I suppose I could change that some -- by making Tekton something it isn't, by compromising certain pinciples. Not something immoral, of course: I mean, for example, that I could solicit for and accept live debate challenges, which tend to be relatively significant paydays. And by now more than a few atheists would relish the chance to (so they think!) take a bite of my hide, so that'd be a considerable source of income.

But no, that's not temptation enough, sorry. I accepted a debate with Richard Carrier so that my beloved could see, probably for the final time, an elderly uncle in his 80s who lived nearby; nothing else is enough to waver the principles that I hold when it comes to thinking live debate a useless sideshow that teaches people nothing. (She has one other uncle, but -- sorry, atheists -- he's somewhat younger and not in bad health. Check with me again in 10 years.) And besides, I've had it with extended travel for a while, too.

There have been a lot of changes in ten years. For example, I'm typing this entry on a notebook computer that didn't even exist in 2001. Tekton is also doing a lot of work today on the making of films for YouTube -- which in 2001 didn’t even exist, and would not for another 4 years. One of Tekton's first projects immediately after the switch to full time was a response to "cowboy" atheist Scott Bidstrup -- who today is still around, but still has the same versions of his articles up that I addressed in 2002, and also doesn’t seem to have written on the subject of Christianity any further after that. Bidstrup is just one of several opponents who have sunk into the woodwork since then; while of course others have risen to take their place. (The quality of opposition hasn't improved, though -- if anything they've gotten worse, and that's amazing when you consider that Farrell Till was in that earlier set.)

Beyond the ministry, there's also been a delightfully heavy chunk of freelance work for other ministries. When I'd made the switch to full time, I'd had one article for the Christian Research Journal, with one more in process: not by any stretch would I have imagined that the number of articles would reach two dozen (along with other articles for my friends in creationist ministry, and a few other places). There's also been unexpected as well as humbling recognition in the form of references (citations) in books by persons I never expected recognition from when all this first started: Lee Strobel, Daniel Block, Wayne House, Daniel Howard-Snyder, Robert Stacy McCain. There have been references in some very odd places as well: Perhaps the oddest of all, Tekton's article on Esther is referenced in a book by Matthew Stroud titled Plot Twists and Critical Turns: Queer Approaches to Early Modern Spanish Theater. If you'd told me in 2001 that there'd be a reference like that, I'd have probably suggested a place for you in a mental health facility.)

In all, rather unexpected for a shoestring operation that to this day operates out of one corner of a second bedroom. It remains to be seen what changes and morphings the next ten years will bring, but this much can be said: What has happened has exceeded my expectations, and what remains to be accomplished will be a matter of exploring new ground. I'd like to continue to put out books, whether e-books or standard print; I've also set a goal of having more YouTube apologetics vids on my channel than any other channel with an apologetics focus. That may not be hard; I've seen no channel with more than a few hundred such vids, though it is hard to count at times because some of them also upload personal vids on their channel. It would also be nice to drive a few more atheists there into submission. But it's likely TektonTV will reach 100 vids by the end of the year, and I'd like to reach at least 1000. With the current level of production, that will happen well before the end of the next ten years.
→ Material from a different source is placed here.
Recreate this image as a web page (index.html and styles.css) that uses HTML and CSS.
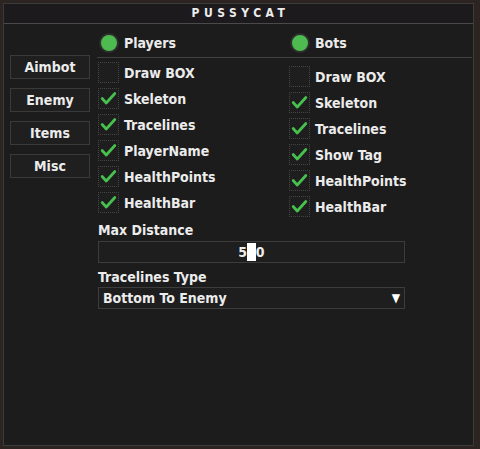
FILE: index.html
```html
<!DOCTYPE html>
<html lang="en">
<head>
  <meta charset="UTF-8" />
  <title>PUSSYCAT</title>
  <link rel="stylesheet" href="styles.css">
</head>
<body>
  <div class="window">
    <div class="title-bar">PUSSYCAT</div>

    <div class="window-body">
      <nav class="side-nav">
        <button class="nav-btn">Aimbot</button>
        <button class="nav-btn">Enemy</button>
        <button class="nav-btn">Items</button>
        <button class="nav-btn">Misc</button>
      </nav>

      <main class="content">
        <div class="columns">
          <div class="col-head"><span class="radio"></span>Players</div>
          <div class="col-head"><span class="radio"></span>Bots</div>

          <ul class="opt-list players">
            <li><span class="box"></span>Draw BOX</li>
            <li><span class="box on"></span>Skeleton</li>
            <li><span class="box on"></span>Tracelines</li>
            <li><span class="box on"></span>PlayerName</li>
            <li><span class="box on"></span>HealthPoints</li>
            <li><span class="box on"></span>HealthBar</li>
          </ul>

          <ul class="opt-list bots">
            <li><span class="box"></span>Draw BOX</li>
            <li><span class="box on"></span>Skeleton</li>
            <li><span class="box on"></span>Tracelines</li>
            <li><span class="box on"></span>Show Tag</li>
            <li><span class="box on"></span>HealthPoints</li>
            <li><span class="box on"></span>HealthBar</li>
          </ul>
        </div>

        <div class="settings">
          <label class="field-label">Max Distance</label>
          <div class="slider">
            <span class="slider-value">500</span>
            <span class="grab"></span>
          </div>

          <label class="field-label second">Tracelines Type</label>
          <div class="combo">
            <span>Bottom To Enemy</span>
            <span class="arrow">&#9660;</span>
          </div>
        </div>
      </main>
    </div>
  </div>

  <script>
    // draw the tick inside every checked box
    const tick = '<svg width="21" height="21" viewBox="0 0 21 21"><path d="M3.5 10.5 L8 15.5 L17.5 5" fill="none" stroke="#48c04e" stroke-width="3" stroke-linecap="round" stroke-linejoin="round"/></svg>';
    document.querySelectorAll(".box.on").forEach(b => { b.innerHTML = tick; });
  </script>
</body>
</html>
```

FILE: styles.css
```css
* { margin: 0; padding: 0; box-sizing: border-box; }

html, body {
  height: 100%;
}

body {
  background: #2b2420;
  padding: 3px 6px 3px 3px;
  font-family: "DejaVu Sans Condensed", "DejaVu Sans", sans-serif;
  font-stretch: condensed;
  font-weight: bold;
  font-size: 14px;
  color: #ececec;
}

.window {
  width: 471px;
  height: 443px;
  background: #1c1c1c;
  border: 1px solid #3b3b3b;
  display: flex;
  flex-direction: column;
}

.title-bar {
  height: 20px;
  background: #1d1a1e;
  border-bottom: 1px solid #4a4a4a;
  text-align: center;
  font-size: 12px;
  line-height: 19px;
  letter-spacing: 4.5px;
  padding-left: 4px;
}

.window-body {
  display: flex;
  padding-left: 6px;
}

/* left menu */
.side-nav {
  width: 80px;
  padding-top: 31px;
  display: flex;
  flex-direction: column;
  gap: 9px;
}

.nav-btn {
  height: 24px;
  background: #1f1f1f;
  border: 1px solid #3a3a3a;
  color: #ececec;
  font: inherit;
  font-stretch: condensed;
  cursor: pointer;
}

.content {
  flex: 1;
  margin-left: 7px;
  padding-right: 1px;
}

.columns {
  display: grid;
  grid-template-columns: 191px 1fr;
}

.col-head {
  display: flex;
  align-items: center;
  gap: 5px;
  padding: 9px 0 4px 2px;
  border-bottom: 1px solid #404040;
  height: 34px;
}

.radio {
  width: 20px;
  height: 20px;
  border-radius: 50%;
  background: #4dbb50;
  border: 2px solid #2e2e2e;
}

.opt-list {
  list-style: none;
  display: flex;
  flex-direction: column;
  gap: 5px;
  padding-left: 1px;
}

.opt-list.players { padding-top: 4px; }
.opt-list.bots { padding-top: 8px; }

.opt-list li {
  display: flex;
  align-items: center;
  gap: 5px;
  height: 21px;
}

.box {
  width: 21px;
  height: 21px;
  border: 1px dotted #444;
  background: #1e1e1e;
  display: flex;
  align-items: center;
  justify-content: center;
}

.box svg {
  display: block;
}

/* bottom settings */
.settings {
  width: 307px;
  margin-left: 1px;
  margin-top: 5px;
  display: flex;
  flex-direction: column;
}

.field-label {
  line-height: 16px;
}

.field-label.second {
  margin-top: 6px;
}

.slider {
  position: relative;
  margin-top: 3px;
  height: 22px;
  border: 1px solid #3c3c3c;
  background: #1e1e1e;
  text-align: center;
  line-height: 20px;
}

.grab {
  position: absolute;
  left: 148px;
  top: 1px;
  width: 9px;
  height: 18px;
  background: #fff;
}

.combo {
  margin-top: 2px;
  height: 22px;
  border: 1px solid #3c3c3c;
  background: #1e1e1e;
  display: flex;
  align-items: center;
  justify-content: space-between;
  padding: 0 4px 0 4px;
}

.arrow {
  font-size: 12px;
  color: #fff;
}
```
At the very least -- it'll be interesting!


  1. As a long-time Tekton reader, one-time contributer and E-block subscriber - thanks for the last decade, and here's to many more!

  2. From the bottom of my heart, thank you for Tekton.

  3. I recall that my first communication with you was an email to thank you for the ministry, as it was very helpful in helping me out of a major crisis of faith which had begun to spin off into depression. A hearty thanks then, and a hearty thanks now! I wish I could do more to support you financially, but my finances are in a continual state of "trimming."

    There's one thing I've thought about that I'd like to see you do: In much of your material, you frequently refer to how correct understanding of cultural, sociological, and literary context, as well as textual criticism are so important to correct exegesis and hermeneutics. This is a concept that seems lost on many people today.

    Most of your articles, however, seem to be somewhat defensive in nature: what I mean is that usually you are responding to some specific critic, objection or gross misinterpretation of scripture (of course that's because its apologetics, which is by definition a response to objections). We get to pick up bits and pieces of your methodology by reading the articles, but it would be nice to have it all in one place.

    What about something like a book-length work which just spells out your positive case for how you go about applying the various disciplines of sociology, literary analysis and textual criticism to the interpretation of scripture? I'm thinking of something that is a nuts-and-bolts introduction at the layman's level which puts together in one place all the principles that you regularly apply in your defensive pieces. Something focused more on methodology than on addressing specific criticisms.

    Something that has been on my mind lately is that we need something like a "beyond apologetics" approach. Apologetics is an essential and important activity (believe me, I know!), but how much better for the average layman to pro-actively get a better epistemic foundation BEFORE he or she has to go looking for an apologetics resource to address criticisms? A lot of us aren't introduced to the concepts surrounding the cultural and literary milieu of scripture until AFTER we are presented with the "1001 contradictions in the Bible" stuff and go looking for an answer. Not only would this pro-actively head-off doubt and difficulty evangelizing, it would also serve to deepen the reader's understanding of scripture and get more out of it.

    How about it?

  4. @Jared Funny, you just described some of my ideas for future projects...sadly, bits and pieces is all my time allows for now, though some of my YT vids have been more like what you describe. And a pro-active approach is reflected in the youth boot camps we do, plus my Blowing the Doors Off book. So it's definitely on my mind. I just need the time and support.